This is because a packet that is marked, not dropped, is admitted into the queue and thereby changes the AQM dynamics.

So: you have a different result from *just* turning on ECN, similar-to-loss backoff or not.

In conclusion, I struggle to see the big reason why an “exactly like loss” backoff is standard behavior and experimenting with other values should be prohibited.  A new particular value may constitute an experiment, but the “equal to loss” limitation simply isn’t a good thing and should be removed - this removal isn’t an experiment, it's a bugfix. Other values are already used (in Cubic, as I said, and there not only for ECN), but for ECN-only, which is a more conservative route than doing this for loss, the IETF doesn’t even allow the Experiment.


> I also don't see a specific experiment that is needed here  - what would be needed to test for safety in deployment? I *think* particular update can be taken directly to PS.

+1


>> 2. that ECN(1) MAY request marking for a lesser degree of congestion than
>>    ECN(0).
> That to me requires two changes - a standards action to address the current ECN PS requirement that the two codepoints (i.e., ECT(0) and ECT(1) are treated the same in the default DS class.
> 
> *AND* followed by an experimental proposal to use something different and obsolete the ECN-NONCE.
> 
> To me though, these are both TSVWG concerns - discussion should be taken on that list.
>>    This needs justification; and I believe we can give ample justification
>> without setting on _just_ dual-queue. Surely you've noticed there's
>> already a separate proposal for differing treatment of ECN-CE.
>> 
>>    I'm hoping we can agree that both experiments can co-exist...
> If you refer to TCP's recation proposed in ABE (now a draft in TCPM), as a co-author I would suggest that these two experiments (and their usage if they continue) can co-exist. We have spoken to Bob and Koen on this topic.

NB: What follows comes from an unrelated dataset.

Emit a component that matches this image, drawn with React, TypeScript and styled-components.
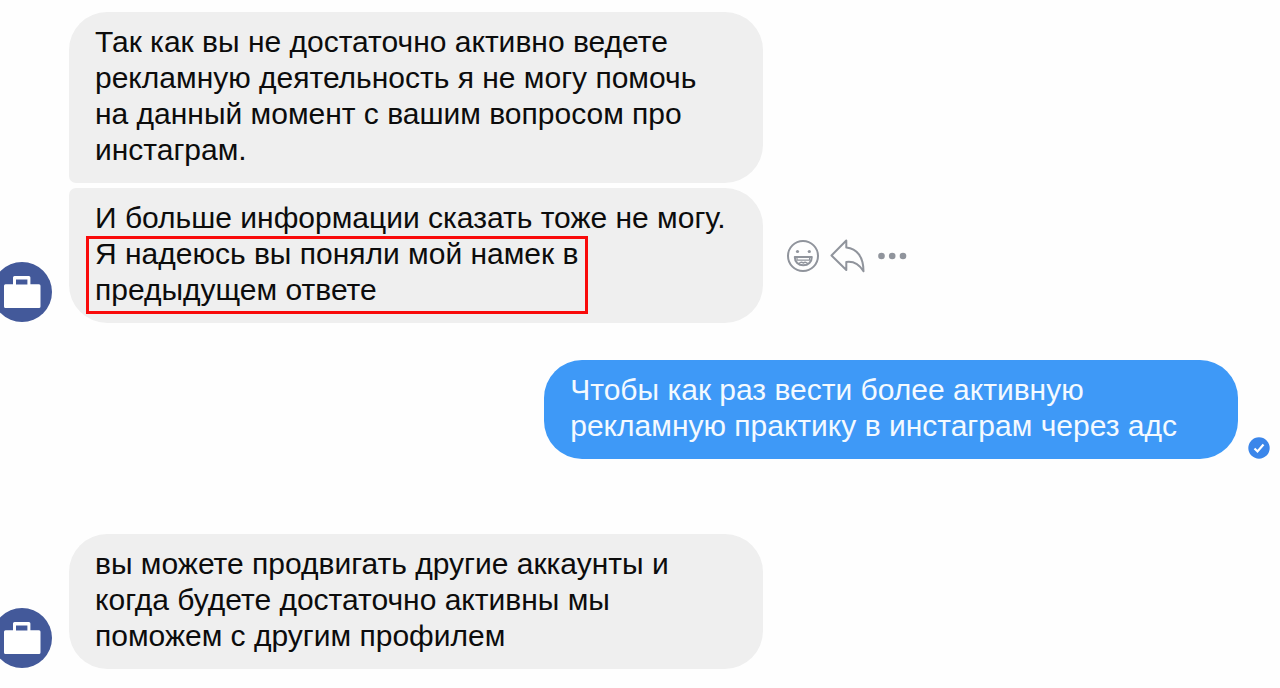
import React from "react";
import styled, { createGlobalStyle } from "styled-components";

const GlobalStyle = createGlobalStyle`
  * { box-sizing: border-box; }
  body {
    margin: 0;
    background: #fefefe;
    font-family: "Liberation Sans", "Helvetica Neue", Arial, sans-serif;
  }
`;

const Thread = styled.main`
  display: flex;
  flex-direction: column;
  padding: 12px 0 19px;
  overflow-x: hidden;
`;

const Row = styled.div<{ $own?: boolean; $gap?: number }>`
  display: flex;
  align-items: flex-end;
  justify-content: ${(p) => (p.$own ? "flex-end" : "flex-start")};
  margin-top: ${(p) => p.$gap ?? 0}px;
`;

const AvatarSlot = styled.div`
  flex: none;
  display: flex;
  width: 69px;
`;

const Avatar = styled.svg`
  display: block;
  width: 60px;
  height: 60px;
  margin: 0 0 1px -8px;
`;

const Bubble = styled.p<{ $own?: boolean; $corners?: string }>`
  flex: none;
  width: 54.2%;
  margin: 0;
  padding: 12px 16px 15px 26px;
  border-radius: ${(p) => p.$corners ?? "38px"};
  background: ${(p) => (p.$own ? "#3e99f7" : "#efefef")};
  color: ${(p) => (p.$own ? "#f4faff" : "#0c0c0c")};
  font-size: 30px;
  line-height: 36px;
`;

const Highlight = styled.mark`
  position: relative;
  display: inline-block;
  background: none;
  color: inherit;

  &::after {
    content: "";
    position: absolute;
    inset: 0 -10px -6px -9px;
    border: 3px solid #f90a0a;
    pointer-events: none;
  }
`;

const Actions = styled.div`
  display: flex;
  align-self: center;
  align-items: center;
  gap: 9px;
  margin-left: 23px;
`;

const ActionButton = styled.button`
  display: flex;
  padding: 0;
  border: 0;
  background: none;
  color: #90949c;
  cursor: pointer;

  svg { display: block; }
`;

const Status = styled.svg`
  flex: none;
  display: block;
  width: 22px;
  height: 22px;
  margin: 0 10px;
`;

const BusinessAvatar = () => (
  <AvatarSlot>
    <Avatar viewBox="0 0 60 60" role="img" aria-label="Менеджер">
      <circle cx="30" cy="30" r="30" fill="#43599a" />
      <path
        d="M13.500 22.300h7.500v-6.800a1.500 1.500 0 0 1 1.500-1.500h14.400a1.500 1.500 0 0 1 1.500 1.500v6.800H47a1.500 1.500 0 0 1 1.500 1.500v20.700a1.500 1.500 0 0 1-1.500 1.500H13.500a1.500 1.500 0 0 1-1.500-1.500V23.800a1.500 1.500 0 0 1 1.500-1.500zM24 17.600v4.900h11.400v-4.900z"
        fill="#fff"
        fillRule="evenodd"
      />
    </Avatar>
  </AvatarSlot>
);

export default function App() {
  return (
    <>
      <GlobalStyle />
      <Thread>
        <Row>
          <AvatarSlot />
          <Bubble $corners="38px 38px 38px 7px">
            Так как вы не достаточно активно ведете
            <br />
            рекламную деятельность я не могу помочь
            <br />
            на данный момент с вашим вопросом про
            <br />
            инстаграм.
          </Bubble>
        </Row>

        <Row $gap={5}>
          <BusinessAvatar />
          <Bubble $corners="7px 38px 38px 38px">
            И больше информации сказать тоже не могу.
            <br />
            <Highlight>
              Я надеюсь вы поняли мой намек в
              <br />
              предыдущем ответе
            </Highlight>
          </Bubble>
          <Actions>
            <ActionButton type="button" aria-label="Реакция">
              <svg width="34" height="34" viewBox="0 0 34 34" fill="none" stroke="currentColor" strokeWidth="2">
                <circle cx="17" cy="17" r="15" />
                <circle cx="11.500" cy="12.500" r="1.600" fill="currentColor" stroke="none" />
                <circle cx="23.300" cy="12.500" r="1.600" fill="currentColor" stroke="none" />
                <path d="M8.800 18h17c0 5-3.500 8.300-8.500 8.300s-8.500-3.300-8.500-8.300z" strokeLinejoin="round" />
                <path d="M11 18.500v2.700h12.600v-2.700" strokeWidth="1.200" />
                <path d="M12.700 25.300c1-2.200 3-2.500 4.600-1.300c1.600-1.200 3.600-.9 4.600 1.300" strokeWidth="1.500" />
              </svg>
            </ActionButton>
            <ActionButton type="button" aria-label="Ответить">
              <svg width="36" height="34" viewBox="0 0 36 34" fill="none" stroke="currentColor" strokeWidth="2" strokeLinejoin="round">
                <path d="M17.300 1.500L2.500 16.500L17.300 31V23C24.500 22 30 25 34.500 32.300C34.500 18 28 9.500 17.300 8.500z" />
              </svg>
            </ActionButton>
            <ActionButton type="button" aria-label="Ещё">
              <svg width="36" height="34" viewBox="0 0 36 34" fill="currentColor">
                <circle cx="7.500" cy="17" r="3.300" />
                <circle cx="18.200" cy="17" r="3.300" />
                <circle cx="29" cy="17" r="3.300" />
              </svg>
            </ActionButton>
          </Actions>
        </Row>

        <Row $own $gap={37}>
          <Bubble $own>
            Чтобы как раз вести более активную
            <br />
            рекламную практику в инстаграм через адс
          </Bubble>
          <Status viewBox="0 0 22 22" role="img" aria-label="Доставлено">
            <circle cx="11" cy="11" r="10.700" fill="#3b86ea" />
            <path d="M6.500 11.500l3 3l6-7" fill="none" stroke="#fff" strokeWidth="2.200" />
          </Status>
        </Row>

        <Row $gap={75}>
          <BusinessAvatar />
          <Bubble>
            вы можете продвигать другие аккаунты и
            <br />
            когда будете достаточно активны мы
            <br />
            поможем с другим профилем
          </Bubble>
        </Row>
      </Thread>
    </>
  );
}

Yes - there are two queues for L4S, and, from a prior email from Bob in this list:
"L4S needs to redefine the semantics of both ECT(1) /and/ CE, with the definition of CE shared between L4S and Classic flows.”
 
These different semantics are necessary to differentiate between the “normal” and “L4S” ways of using ECN.


>>    And even if _both_ experiments are declared a failure; the principle
>> of allowing differing requests and differing reactions is still 100%
>> valid.
> Indeed, until a PS is published.
>>    Your concern about backing out of an experiment is 100% correct.
>> 
>>    My preference is some kind of registration scheme to state which
>> senders and which forwarders are implementing an experiment. Registration
>> is conceptually simple; but associating senders with forwarders remains
>> challenging. IMHO, we need not solve that: it's sufficient to leave that
>> question to those who propose a particular experiment.
>>    Unfortunately, we have to deal with human beings to design experiments.
>> It is up to those who review the proposals to keep pressure on those
>> volunteers to distinguish their eventual aims from how to conduct and
>> evaluate experiments.
>> 
>>    IMHO, if we ask each experimental-track writer to solve that in addition
>> to designing the intended end-state _and_ how to modify RFC 3168, we're
>> inviting failure.
>> 
>>    Obviously, YMMV; but I think I owe it to you to provide whatever advice
>> I can.
>> 
>> --
>> John Leslie<john@jlc.net>
> I can see we need to think about how to manage experiments and that there could indeed be lots of possibilities about how to manage the ECT(1) codepoint usage. I think your proposal should probably be analysed (at least discussed) if (hopefully when) TSVWG decides to allow experimental use of that codepoint.
> 
> Gorry


Cheers,
Michael